This realization has reshaped how I think about the
so-called problem of evil. Instead of seeing evil as a cosmic flaw requiring
the universe to be fixed or God to intervene, I have begun to view evil as one
half of a necessary polarity—an experience allowed, not ordained, in a universe
committed to freedom, growth, and the unfolding of consciousness. This does not
trivialize suffering, nor does it deny the reality of harm. It simply
acknowledges that an infinite consciousness exploring infinite possibility will
inevitably encounter the full spectrum of experience. And in the end, because
consciousness is eternal, no experience is final—every soul will rise again,
heal again, remember again, and return to the Source that is Love.
Polarity Before the Kybalion: Emanation, Not Conflict
The ancient Hermetic writings have always struck me as
profoundly sane. They don’t present a universe divided into warring cosmic
factions but as a single living reality that emanates outward from the One—what
I call the Monad, or simply God. In the classical Hermetic texts, polarity
isn’t something to fight; it’s something to understand. The highest principle
is unity, and from unity emerges duality only as a way to express creation.
Light and darkness are not moral categories—they’re
ontological descriptions.

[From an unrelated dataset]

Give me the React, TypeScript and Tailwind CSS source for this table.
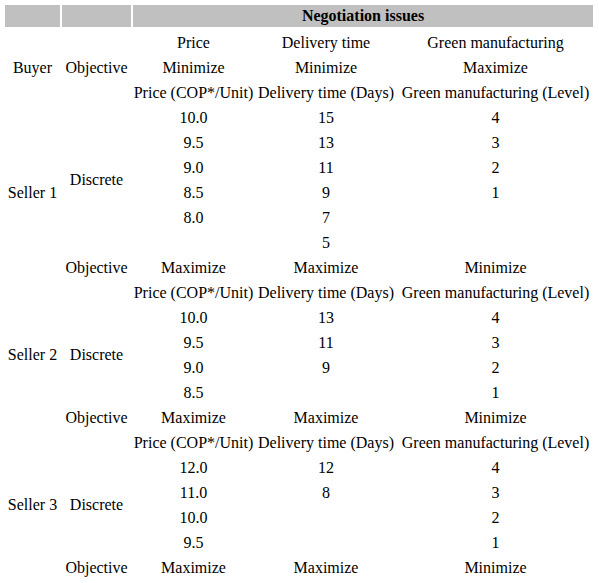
import React from 'react';

const Cell: React.FC<{ className?: string; children?: React.ReactNode }> = ({ className = '', children }) => (
  <div className={`flex items-center justify-center whitespace-nowrap pt-[2px] ${className}`}>{children}</div>
);

const IssueLabels = () => (
  <>
    <Cell>Price (COP*/Unit)</Cell>
    <Cell>Delivery time (Days)</Cell>
    <Cell>Green manufacturing (Level)</Cell>
  </>
);

const Values: React.FC<{ rows: string[][] }> = ({ rows }) => (
  <>
    {rows.map((r, i) => (
      <React.Fragment key={i}>
        <Cell>{r[0]}</Cell>
        <Cell>{r[1]}</Cell>
        <Cell>{r[2]}</Cell>
      </React.Fragment>
    ))}
  </>
);

const SellerObjective = () => (
  <>
    <Cell>Objective</Cell>
    <Cell>Maximize</Cell>
    <Cell>Maximize</Cell>
    <Cell>Minimize</Cell>
  </>
);

export default function App() {
  return (
    <div className="w-[599px] h-[583px] bg-white text-black overflow-hidden pt-[5px] pl-[5px] font-['Liberation_Serif',serif] text-[16px] leading-none">
      <div className="grid grid-cols-[55px_69px_121px_140px_195px] grid-rows-[24px] auto-rows-[25px] gap-x-[2px]">
        {/* header */}
        <div className="h-[22px] bg-[#c0c0c0]" />
        <div className="h-[22px] bg-[#c0c0c0]" />
        <div className="col-span-3 h-[22px] bg-[#c0c0c0] flex items-center justify-center font-bold">
          Negotiation issues
        </div>

        {/* buyer */}
        <Cell className="row-span-3">Buyer</Cell>
        <Cell className="row-span-3">Objective</Cell>
        <Cell>Price</Cell>
        <Cell>Delivery time</Cell>
        <Cell>Green manufacturing</Cell>
        <Cell>Minimize</Cell>
        <Cell>Minimize</Cell>
        <Cell>Maximize</Cell>
        <IssueLabels />

        {/* seller 1 */}
        <Cell className="row-span-7">Seller 1</Cell>
        <Cell className="row-span-6">Discrete</Cell>
        <Values
          rows={[
            ['10.0', '15', '4'],
            ['9.5', '13', '3'],
            ['9.0', '11', '2'],
            ['8.5', '9', '1'],
            ['8.0', '7', ''],
            ['', '5', ''],
          ]}
        />
        <SellerObjective />

        {/* seller 2 */}
        <Cell className="row-span-6">Seller 2</Cell>
        <div />
        <IssueLabels />
        <Cell className="row-span-4">Discrete</Cell>
        <Values
          rows={[
            ['10.0', '13', '4'],
            ['9.5', '11', '3'],
            ['9.0', '9', '2'],
            ['8.5', '', '1'],
          ]}
        />
        <SellerObjective />

        {/* seller 3 */}
        <Cell className="row-span-6">Seller 3</Cell>
        <div />
        <IssueLabels />
        <Cell className="row-span-4">Discrete</Cell>
        <Values
          rows={[
            ['12.0', '12', '4'],
            ['11.0', '8', '3'],
            ['10.0', '', '2'],
            ['9.5', '', '1'],
          ]}
        />
        <SellerObjective />
      </div>
    </div>
  );
}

Light is intelligibility; darkness is limitation, the
womb of potential. The spiritual life isn’t a war against darkness but an
ascent beyond it, an awakening to the fact that both poles are expressions of
the One. The human soul participates in this duality because it stands at the
intersection of Nous (divine mind) and Nature (material becoming). Every
emotion, every fear, every desire, every noble impulse, every failure—these are
not proof of separation from God but the conditions of existence in a world
that is learning itself through us.
In this view, polarity is simply part of the architecture of
reality. It is not a mistake; it is the blueprint.
The Kybalion: Polarity as a Tool of Inner Mastery
The Kybalion reframes polarity in a way that resonates
deeply with personal transformation. Rather than focusing on ontological
duality, it emphasizes psychological polarity. Opposites are not different
substances but different degrees of the same thing—heat and cold are just
vibrational variations of temperature, just as love and hate are variations of
emotional intensity.
This principle reveals something profoundly empowering: we
can shift our experience by shifting our internal alignment. We do not
eliminate polarity; we transmute our position within it. The swing of emotion,
the rhythm of thought, the fluctuation of mood—these are not failures but
invitations to mastery. Through awareness, intention, and gentle discipline, we
can “change the degree,” moving our consciousness from fear toward peace, from
anger toward compassion, from bitterness toward gratitude.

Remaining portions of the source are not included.